For her, the pudding is criminal justice reform - slowing the pipeline from county jail to state prisons and boosting Wake's social service budget.

"We'd like to see real reforms, real jobs, real income, real employment that would help curb the incarceration rate," Muktarian said.

Wake County school board member Christine Kushner was here to meet the finalists for the position which comes with a tremendous amount of control over county dollars for county schools. Kushner and the rest of the school board have been part of what's become a perennial battle for more county cash to fund an ever-growing school system.

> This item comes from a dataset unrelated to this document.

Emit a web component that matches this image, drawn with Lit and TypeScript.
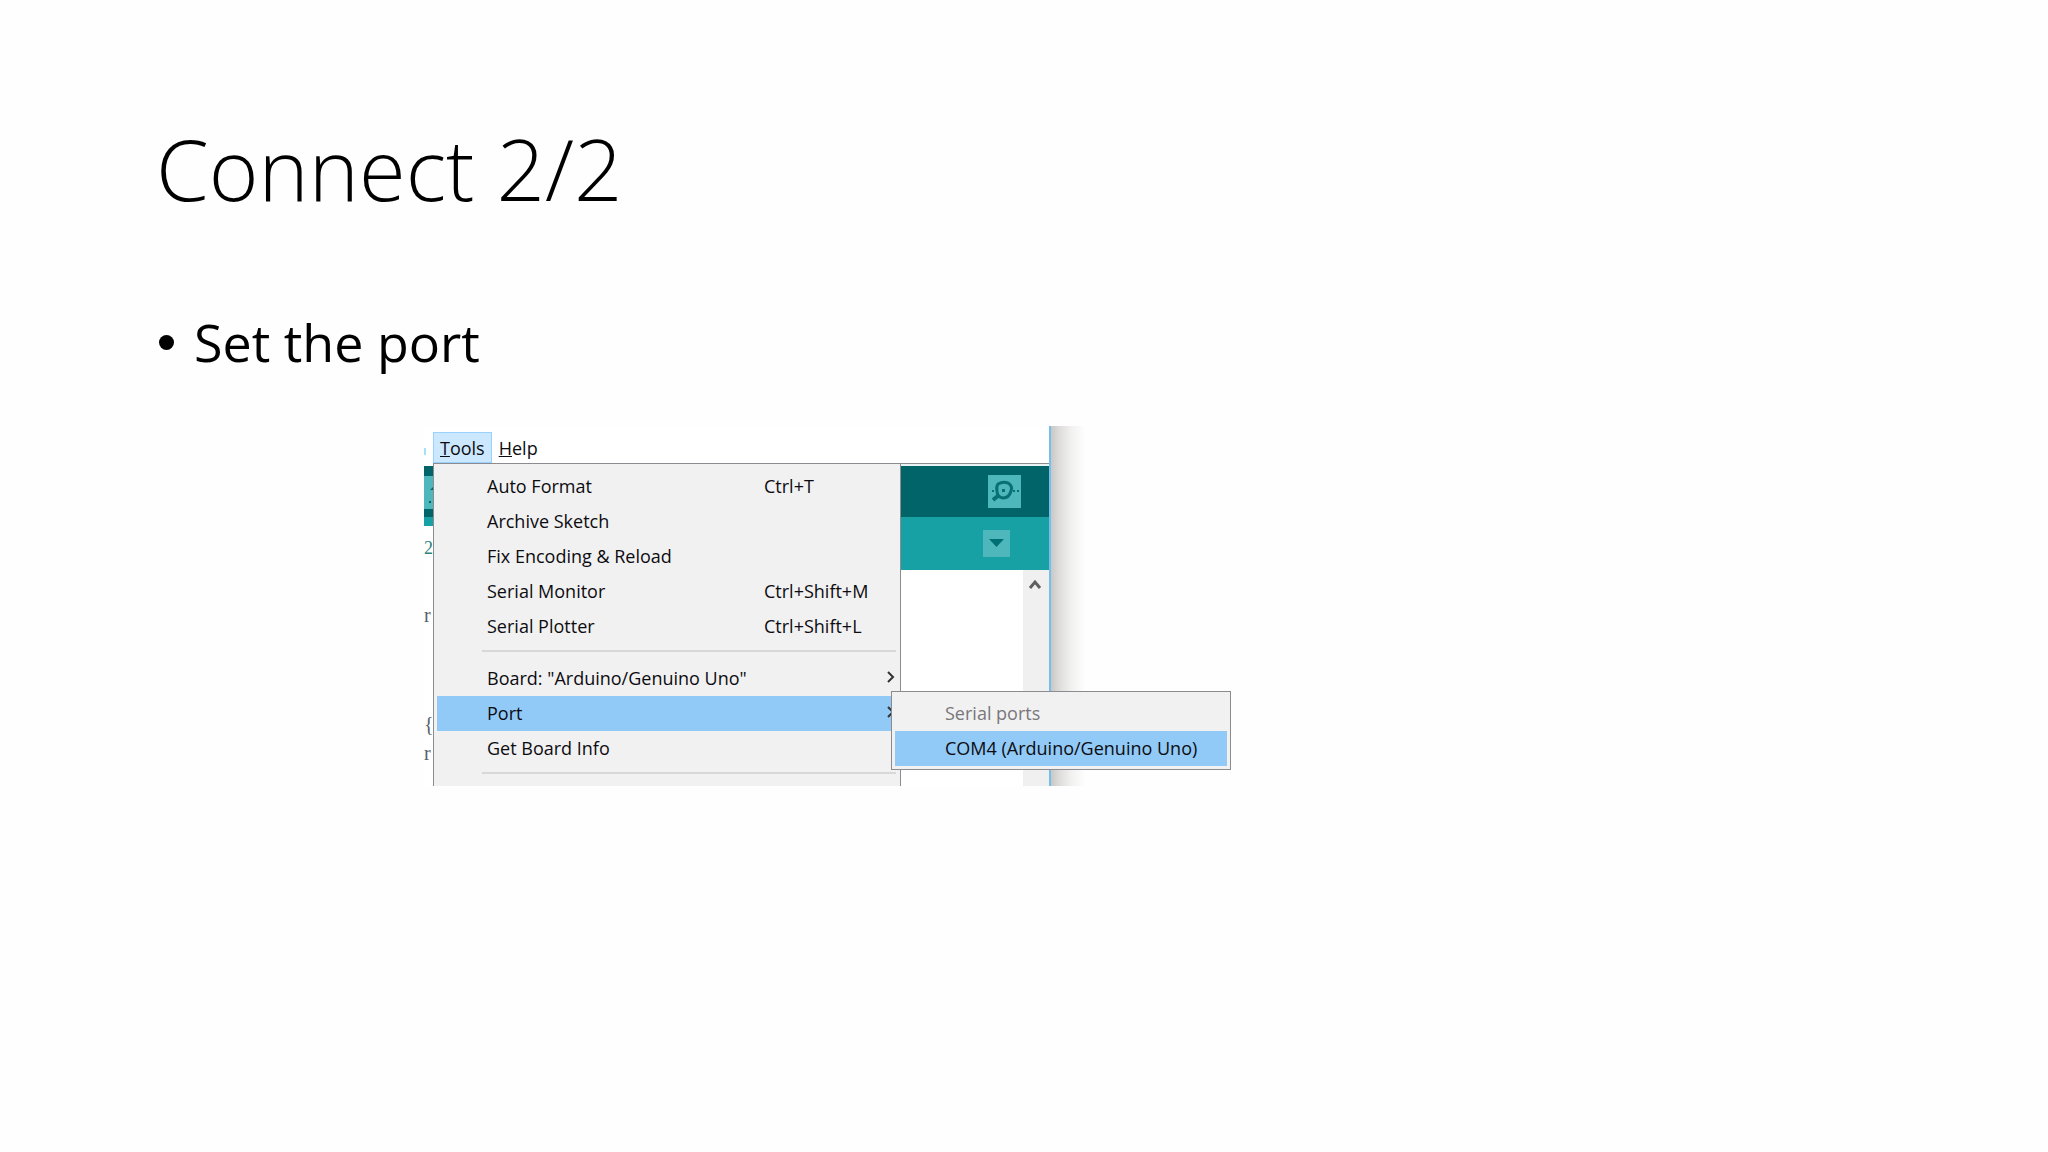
import { LitElement, html, css, svg, nothing } from "lit";
import { customElement, property } from "lit/decorators.js";

interface MenuEntry {
  label: string;
  shortcut?: string;
  submenu?: boolean;
  active?: boolean;
}

const GROUPS: MenuEntry[][] = [
  [
    { label: "Auto Format", shortcut: "Ctrl+T" },
    { label: "Archive Sketch" },
    { label: "Fix Encoding & Reload" },
    { label: "Serial Monitor", shortcut: "Ctrl+Shift+M" },
    { label: "Serial Plotter", shortcut: "Ctrl+Shift+L" },
  ],
  [
    { label: 'Board: "Arduino/Genuino Uno"', submenu: true },
    { label: "Port", submenu: true, active: true },
    { label: "Get Board Info" },
  ],
];

const chevronRight = svg`<path d="M1 1 L6 6 L1 11" fill="none" stroke="#333" stroke-width="2"/>`;

@customElement("tools-menu")
export class ToolsMenu extends LitElement {
  @property({ attribute: false }) groups: MenuEntry[][] = [];

  static styles = css`
    :host {
      display: block;
      position: relative;
      box-sizing: border-box;
      padding: 5px 4px 3px 3px;
      border: solid #8c8c90;
      border-width: 1px 1px 0;
      background: #f2f1f2;
      font-family: "Open Sans", "Noto Sans", sans-serif;
      font-size: 18px;
      line-height: 35px;
    }
    .item {
      display: grid;
      grid-template-columns: 277px 1fr auto;
      align-items: center;
      box-sizing: border-box;
      width: 100%;
      height: 35px;
      padding: 0 1px 0 50px;
      border: 0;
      background: none;
      color: #0c0c10;
      font: inherit;
      text-align: left;
      white-space: nowrap;
    }
    .active {
      background: #91c9f7;
    }
    .arrow {
      display: block;
      width: 8px;
      height: 12px;
      margin-bottom: 4px;
    }
    .separator {
      height: 2px;
      margin: 6px 0 9px 45px;
      border: 0;
      background: #d9d8d9;
    }
    .submenu {
      position: absolute;
      top: 227px;
      left: 457px;
      box-sizing: border-box;
      width: 340px;
      padding: 4px 3px 3px;
      border: 1px solid #8c8c90;
      background: #f2f1f2;
    }
    .submenu .item {
      display: block;
    }
    .submenu .item:disabled {
      color: #78777a;
    }
  `;

  private renderItem(entry: MenuEntry) {
    return html`<button class="item ${entry.active ? "active" : ""}" role="menuitem">
      <span>${entry.label}</span>
      <span>${entry.shortcut ?? nothing}</span>
      ${entry.submenu
        ? html`<svg class="arrow" viewBox="0 0 8 12" aria-hidden="true">${chevronRight}</svg>`
        : nothing}
    </button>`;
  }

  render() {
    return html`
      ${this.groups.map(
        (group) => html`${group.map((e) => this.renderItem(e))}<hr class="separator" />`
      )}
      <div class="submenu" role="menu">
        <button class="item" role="menuitem" disabled>Serial ports</button>
        <button class="item active" role="menuitem">COM4 (Arduino/Genuino Uno)</button>
      </div>
    `;
  }
}

@customElement("ide-window")
export class IdeWindow extends LitElement {
  static styles = css`
    :host {
      display: grid;
      grid-template-columns: 627px 34px;
      width: max-content;
      font-family: "Open Sans", "Noto Sans", sans-serif;
    }
    .frame {
      border-right: 2px solid #74bfec;
      background: #fff;
    }
    .menubar {
      display: flex;
      align-items: flex-end;
      height: 37px;
      font-size: 18px;
    }
    .edge {
      width: 2px;
      height: 7px;
      margin: 0 7px 8px 0;
      background: #a5e2f2;
    }
    .entry {
      box-sizing: border-box;
      height: 31px;
      padding: 0 6px;
      border: 1px solid transparent;
      background: none;
      color: #0c0c10;
      font: inherit;
      line-height: 28px;
    }
    .open {
      border-color: #99d1ff;
      background: #cce8ff;
    }
    .body {
      display: grid;
      grid-template-columns: 9px 468px 1fr;
    }
    .strip {
      display: flex;
      flex-direction: column;
      font-family: "Liberation Serif", serif;
      font-size: 20px;
      line-height: 20px;
      color: #55606a;
    }
    .strip-tools {
      height: 51px;
      box-sizing: border-box;
      margin-top: 3px;
      border: solid #006468;
      border-width: 10px 0 8px;
      background: #4db7bb;
    }
    .strip-art {
      display: block;
      width: 9px;
      height: 33px;
    }
    .strip-tabs {
      height: 9px;
      background: #17a1a5;
    }
    .number {
      margin-top: 12px;
      font-size: 18px;
      color: #2c8378;
    }
    .first {
      margin-top: 47px;
    }
    .brace {
      margin-top: 89px;
    }
    .last {
      margin-top: 9px;
    }
    .editor {
      display: flex;
      flex-direction: column;
      border-top: 1px solid #8c8c90;
    }
    .toolbar,
    .tabs {
      display: flex;
      justify-content: flex-end;
      align-items: center;
      box-sizing: border-box;
    }
    .toolbar {
      height: 53px;
      padding-right: 28px;
      border-top: 2px solid #e8f3f3;
      background: #006468;
    }
    .tabs {
      height: 53px;
      padding-right: 39px;
      background: #17a1a5;
    }
    .tool {
      padding: 0;
      border: 0;
      background: #4db7bb;
      line-height: 0;
    }
    .page {
      display: flex;
      flex: 1;
      justify-content: flex-end;
    }
    .scroll {
      width: 26px;
      background: #f1f0f1;
      line-height: 0;
    }
    .shadow {
      background: linear-gradient(90deg, #c9c8c6, #dedddb 25%, #f1f1f0 60%, #fefefe);
    }
  `;

  render() {
    return html`
      <div class="frame">
        <div class="menubar" role="menubar">
          <span class="edge"></span>
          <button class="entry open" role="menuitem"><u>T</u>ools</button>
          <button class="entry" role="menuitem"><u>H</u>elp</button>
        </div>
        <div class="body">
          <div class="strip">
            <div class="strip-tools">
              <svg class="strip-art" viewBox="0 0 9 33" aria-hidden="true">
                <path d="M6 14 L9 11 V14 Z M5 25 H7 V27 H5 Z" fill="#006468" />
              </svg>
            </div>
            <div class="strip-tabs"></div>
            <span class="number">2</span>
            <span class="first">r</span>
            <span class="brace">{</span>
            <span class="last">r</span>
          </div>
          <tools-menu role="menu" .groups=${GROUPS}></tools-menu>
          <div class="editor">
            <div class="toolbar">
              <button class="tool" aria-label="Serial Monitor">
                <svg width="33" height="33" viewBox="0 0 33 33">
                  <path
                    d="M10 9 Q15 6 20 8 Q25 11 23 16 Q21 23 15 23 Q9 22 9 16 Q8 12 10 9 Z"
                    fill="none"
                    stroke="#077075"
                    stroke-width="3"
                  />
                  <path d="M11 20 L5 25" stroke="#077075" stroke-width="4" />
                  <path d="M14 14 H17 V17 H14 Z M4 15 H6 V17 H4 Z M25 15 H27 V17 H25 Z M29 15 H31 V17 H29 Z" fill="#077075" />
                </svg>
              </button>
            </div>
            <div class="tabs">
              <button class="tool" aria-label="Tabs">
                <svg width="27" height="27" viewBox="0 0 27 27">
                  <path d="M6 9 H21 L13.5 17 Z" fill="#006f73" />
                </svg>
              </button>
            </div>
            <div class="page">
              <div class="scroll">
                <svg width="26" height="28" viewBox="0 0 26 28" aria-hidden="true">
                  <path d="M7 18 L12 12 L17 18" fill="none" stroke="#606060" stroke-width="3" />
                </svg>
              </div>
            </div>
          </div>
        </div>
      </div>
      <div class="shadow"></div>
    `;
  }
}

@customElement("app-root")
export class AppRoot extends LitElement {
  static styles = css`
    :host {
      display: block;
      box-sizing: border-box;
      min-height: 100vh;
      padding: 110px 156px 0;
      background: #fefefe;
      color: #000;
      font-family: "Open Sans", "Noto Sans", sans-serif;
    }
    .title {
      margin: 0;
      font-size: 85px;
      font-weight: 300;
      line-height: 116px;
    }
    .points {
      display: block;
      margin: 80px 0 0;
      padding: 0;
      list-style: none;
      font-size: 52px;
      line-height: 72px;
    }
    .point {
      display: flex;
      align-items: center;
      gap: 20px;
    }
    .bullet {
      width: 15px;
      height: 15px;
      margin-left: 3px;
      border-radius: 50%;
      background: #000;
    }
    .figure {
      margin: 48px 0 0 268px;
    }
  `;

  render() {
    return html`
      <h1 class="title">Connect 2/2</h1>
      <ul class="points">
        <li class="point"><span class="bullet"></span>Set the port</li>
      </ul>
      <figure class="figure"><ide-window></ide-window></figure>
    `;
  }
}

"I'd have to say our public school system is the economic engine of our county," Kushner said. "And I would hope that the next county manager places a high priority on supporting our public schools."

Community advocate Diana Powell wants the next county manager to understand how to make the community feel heard.

"To listen, it's so important to us," Powell said.

Amidst an affordable housing crisis in Wake County, Powell said she tried to convince more low-income neighbors to show up. It was a tough task.

"It's hard because they're stuck in their own struggle. They're trying to figure out where they're going to lay their heads tonight," she said. "They're trying to figure out how they're gonna pay their light bill; how they're gonna keep a roof over their head especially with so much gentrification going on."

Everyone who attended the meet and greet left with a small white card that leads them to an online survey to offer their opinions on who county leaders should select.

All three candidates will be back at the Justice Center on Friday for a final all-day gantlet of interviews.

A final decision could come by Friday evening, but will likely take a little longer.